## Exercise prompt
Extract every line that includes the string "index".

## START

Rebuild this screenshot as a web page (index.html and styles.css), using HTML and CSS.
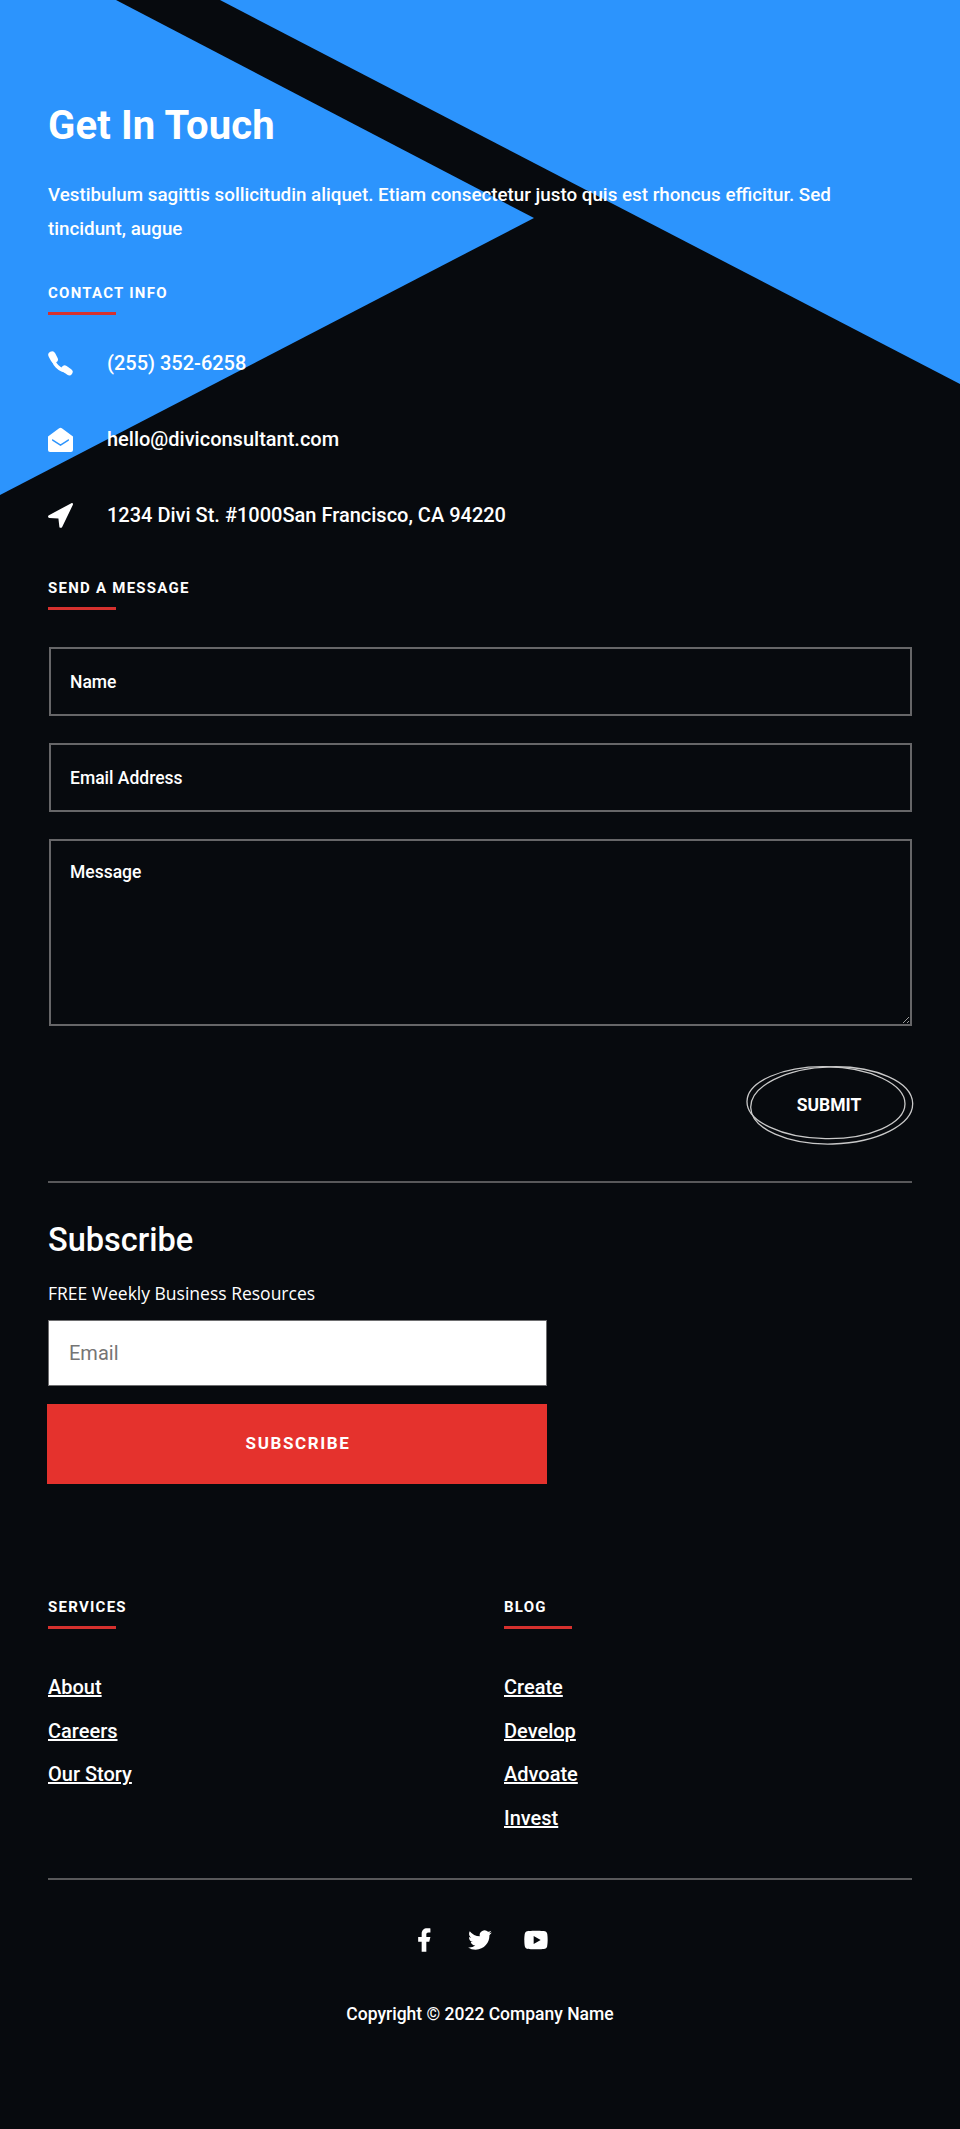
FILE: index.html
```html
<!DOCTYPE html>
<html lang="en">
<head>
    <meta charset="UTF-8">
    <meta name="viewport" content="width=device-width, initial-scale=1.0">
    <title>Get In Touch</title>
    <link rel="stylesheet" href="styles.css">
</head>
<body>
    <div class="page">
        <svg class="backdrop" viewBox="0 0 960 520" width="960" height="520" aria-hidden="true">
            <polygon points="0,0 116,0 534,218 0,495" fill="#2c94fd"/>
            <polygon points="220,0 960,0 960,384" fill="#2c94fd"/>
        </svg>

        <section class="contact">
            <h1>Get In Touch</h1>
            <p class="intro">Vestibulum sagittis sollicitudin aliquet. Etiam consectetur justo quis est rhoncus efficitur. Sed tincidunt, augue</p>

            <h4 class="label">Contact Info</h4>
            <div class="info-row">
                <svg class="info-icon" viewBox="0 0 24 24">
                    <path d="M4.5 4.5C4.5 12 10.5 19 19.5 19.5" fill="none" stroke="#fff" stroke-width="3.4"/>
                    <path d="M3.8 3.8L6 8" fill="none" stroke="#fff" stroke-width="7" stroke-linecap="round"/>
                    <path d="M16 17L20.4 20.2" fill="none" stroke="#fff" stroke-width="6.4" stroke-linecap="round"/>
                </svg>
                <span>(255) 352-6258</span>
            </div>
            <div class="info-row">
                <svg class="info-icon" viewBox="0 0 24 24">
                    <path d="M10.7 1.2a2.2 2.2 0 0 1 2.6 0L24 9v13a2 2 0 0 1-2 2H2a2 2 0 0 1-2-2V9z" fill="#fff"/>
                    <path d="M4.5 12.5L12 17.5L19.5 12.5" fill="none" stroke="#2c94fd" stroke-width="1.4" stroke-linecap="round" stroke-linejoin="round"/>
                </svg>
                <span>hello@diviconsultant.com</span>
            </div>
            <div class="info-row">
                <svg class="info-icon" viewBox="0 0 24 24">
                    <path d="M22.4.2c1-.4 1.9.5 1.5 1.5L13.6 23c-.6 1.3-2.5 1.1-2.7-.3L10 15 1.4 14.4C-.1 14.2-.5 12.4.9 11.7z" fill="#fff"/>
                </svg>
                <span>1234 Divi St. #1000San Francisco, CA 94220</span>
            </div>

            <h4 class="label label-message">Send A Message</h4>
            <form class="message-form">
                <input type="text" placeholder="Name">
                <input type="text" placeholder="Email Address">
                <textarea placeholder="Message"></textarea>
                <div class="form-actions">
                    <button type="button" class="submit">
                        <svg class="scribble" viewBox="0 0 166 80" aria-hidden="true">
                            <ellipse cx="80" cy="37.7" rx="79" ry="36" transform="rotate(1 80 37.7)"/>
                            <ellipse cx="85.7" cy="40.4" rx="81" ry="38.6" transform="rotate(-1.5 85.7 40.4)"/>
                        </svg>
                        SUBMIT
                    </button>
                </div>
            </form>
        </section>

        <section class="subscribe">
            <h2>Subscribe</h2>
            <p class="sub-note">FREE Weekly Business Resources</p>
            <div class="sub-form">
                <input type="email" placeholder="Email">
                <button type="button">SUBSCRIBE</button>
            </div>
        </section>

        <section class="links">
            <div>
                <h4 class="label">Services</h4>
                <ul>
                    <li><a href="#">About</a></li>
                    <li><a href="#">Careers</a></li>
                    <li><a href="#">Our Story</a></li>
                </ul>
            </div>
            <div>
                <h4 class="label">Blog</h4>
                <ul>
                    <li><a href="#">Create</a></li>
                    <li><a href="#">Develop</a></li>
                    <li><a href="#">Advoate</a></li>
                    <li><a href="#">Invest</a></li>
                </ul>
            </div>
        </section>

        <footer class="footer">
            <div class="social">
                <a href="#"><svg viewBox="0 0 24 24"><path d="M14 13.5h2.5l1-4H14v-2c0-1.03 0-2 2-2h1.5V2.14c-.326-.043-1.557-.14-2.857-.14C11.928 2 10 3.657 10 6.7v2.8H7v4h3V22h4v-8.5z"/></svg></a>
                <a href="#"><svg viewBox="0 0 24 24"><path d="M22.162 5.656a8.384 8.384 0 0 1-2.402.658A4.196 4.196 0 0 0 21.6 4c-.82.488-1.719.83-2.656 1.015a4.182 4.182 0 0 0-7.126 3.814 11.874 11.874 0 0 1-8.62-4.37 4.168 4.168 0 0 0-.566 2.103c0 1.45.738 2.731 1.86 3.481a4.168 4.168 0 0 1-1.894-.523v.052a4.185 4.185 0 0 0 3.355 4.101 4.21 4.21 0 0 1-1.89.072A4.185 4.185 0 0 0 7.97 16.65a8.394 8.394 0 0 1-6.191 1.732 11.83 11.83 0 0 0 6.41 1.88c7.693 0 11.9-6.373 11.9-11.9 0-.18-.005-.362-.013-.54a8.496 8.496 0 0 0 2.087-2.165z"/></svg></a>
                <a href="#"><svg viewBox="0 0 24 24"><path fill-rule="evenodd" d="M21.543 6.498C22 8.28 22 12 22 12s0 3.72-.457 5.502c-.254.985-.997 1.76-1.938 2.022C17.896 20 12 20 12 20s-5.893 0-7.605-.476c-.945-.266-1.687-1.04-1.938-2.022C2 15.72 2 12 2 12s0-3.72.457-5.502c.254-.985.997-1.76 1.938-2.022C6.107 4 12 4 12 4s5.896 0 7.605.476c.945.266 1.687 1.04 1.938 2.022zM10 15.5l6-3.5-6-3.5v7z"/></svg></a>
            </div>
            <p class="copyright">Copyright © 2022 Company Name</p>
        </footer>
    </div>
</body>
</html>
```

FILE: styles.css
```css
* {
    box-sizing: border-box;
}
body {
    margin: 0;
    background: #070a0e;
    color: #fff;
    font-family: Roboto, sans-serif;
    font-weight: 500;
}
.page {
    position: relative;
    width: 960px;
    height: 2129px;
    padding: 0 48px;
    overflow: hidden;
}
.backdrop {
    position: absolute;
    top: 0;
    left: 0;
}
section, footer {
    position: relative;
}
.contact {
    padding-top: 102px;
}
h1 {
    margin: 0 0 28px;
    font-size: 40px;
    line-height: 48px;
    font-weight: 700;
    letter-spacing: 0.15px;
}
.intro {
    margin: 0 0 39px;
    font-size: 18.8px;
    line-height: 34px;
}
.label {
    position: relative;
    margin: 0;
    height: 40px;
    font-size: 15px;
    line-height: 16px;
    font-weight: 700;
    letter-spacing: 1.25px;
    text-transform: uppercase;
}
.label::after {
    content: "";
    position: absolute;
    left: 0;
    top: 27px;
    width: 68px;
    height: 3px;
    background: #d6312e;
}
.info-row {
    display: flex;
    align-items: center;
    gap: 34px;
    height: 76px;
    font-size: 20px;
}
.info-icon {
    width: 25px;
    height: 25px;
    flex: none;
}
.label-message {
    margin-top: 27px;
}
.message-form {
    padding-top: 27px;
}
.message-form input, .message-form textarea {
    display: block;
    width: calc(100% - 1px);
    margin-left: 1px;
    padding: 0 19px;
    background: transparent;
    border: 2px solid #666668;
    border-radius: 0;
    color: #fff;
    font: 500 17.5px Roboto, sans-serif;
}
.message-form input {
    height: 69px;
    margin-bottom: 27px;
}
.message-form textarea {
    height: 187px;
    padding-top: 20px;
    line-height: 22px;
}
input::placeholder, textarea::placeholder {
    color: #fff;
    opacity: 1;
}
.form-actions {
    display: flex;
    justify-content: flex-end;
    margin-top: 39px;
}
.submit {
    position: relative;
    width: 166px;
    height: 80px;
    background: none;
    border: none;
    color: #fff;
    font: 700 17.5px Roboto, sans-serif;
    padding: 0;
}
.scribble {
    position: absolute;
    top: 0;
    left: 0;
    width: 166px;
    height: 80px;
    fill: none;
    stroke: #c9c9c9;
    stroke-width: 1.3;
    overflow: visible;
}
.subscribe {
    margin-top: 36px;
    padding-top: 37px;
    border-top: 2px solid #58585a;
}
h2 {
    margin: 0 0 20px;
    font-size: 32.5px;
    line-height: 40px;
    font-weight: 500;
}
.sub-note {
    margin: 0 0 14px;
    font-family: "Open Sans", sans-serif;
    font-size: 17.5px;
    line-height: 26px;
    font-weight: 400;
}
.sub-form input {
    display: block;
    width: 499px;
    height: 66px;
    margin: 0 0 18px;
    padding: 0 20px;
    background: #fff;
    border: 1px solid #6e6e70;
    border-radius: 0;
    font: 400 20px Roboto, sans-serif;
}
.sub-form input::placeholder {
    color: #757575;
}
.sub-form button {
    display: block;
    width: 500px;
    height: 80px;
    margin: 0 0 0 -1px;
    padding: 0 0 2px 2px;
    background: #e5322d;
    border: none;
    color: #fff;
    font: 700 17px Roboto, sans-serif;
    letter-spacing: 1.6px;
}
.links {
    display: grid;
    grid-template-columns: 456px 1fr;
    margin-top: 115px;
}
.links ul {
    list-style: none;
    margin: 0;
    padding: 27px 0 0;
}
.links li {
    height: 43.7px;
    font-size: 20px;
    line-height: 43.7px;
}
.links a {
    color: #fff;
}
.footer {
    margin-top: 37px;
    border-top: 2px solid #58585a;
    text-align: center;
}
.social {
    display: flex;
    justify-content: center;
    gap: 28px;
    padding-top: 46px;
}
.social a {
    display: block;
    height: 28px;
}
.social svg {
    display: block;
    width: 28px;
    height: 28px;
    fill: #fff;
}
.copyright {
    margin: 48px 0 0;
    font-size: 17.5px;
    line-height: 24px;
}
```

## END

## Solved exercise
Rebuild this screenshot as a web page (index.html and styles.css), using HTML and CSS.
FILE: index.html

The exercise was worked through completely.